Buyers Know When a House Is 'Creepy'

Most people know when they are in a space that is haunted by the paranormal, Farkas said.

"They have a sensation that this place is really creepy and I don't want to be here," he said. "We all have that radar. Mine is just more finely tuned."

Dave Vescio, an actor who stars in horror movies, said he knows the feeling.

"My parents moved to Cocoa Beach, Fla., six years ago and there was an old guy who died in the house," he said. "It freaks the crap out of me."

His latest movie, "Lost Soul," is set in another realm, and Vescio, 41, said he is not so sure ghosts don't exist.

"If you see someone full of energy then they die and it's all gone. Where did that energy go?" he said. "That's the question we've been asking for centuries."

Vescio said he would never even consider buying a home where a murder had taken place.

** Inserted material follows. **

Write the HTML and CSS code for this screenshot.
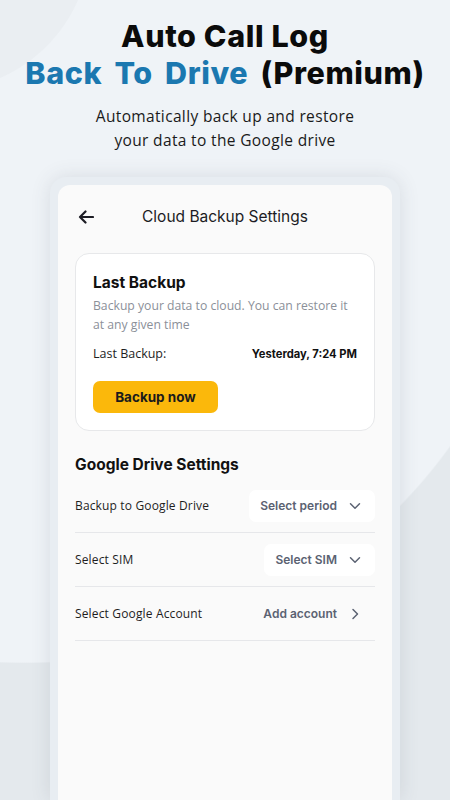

But Weinrich dismisses those superstitions about ghosts haunting his family's Pennsylvania home.

"Sometimes two dogs would unexpectedly bark and their ears would go up," he said. "But they never acknowledged any paranormal activity in the house.

"People die have died through humanity and the ages in all different places," said Weinrich.

His elderly parents just found the expansive Wyncote home too big for their needs and decided to sell it after 24 contented years.

"They raised five boys and had many large family socialevents there, such as showers, pre- and post-wedding parties of 200-plus people, christenings of the grandchildren, big Christmas and Thanksgiving celebrations," he said. "With eight bedrooms, there was always enough room."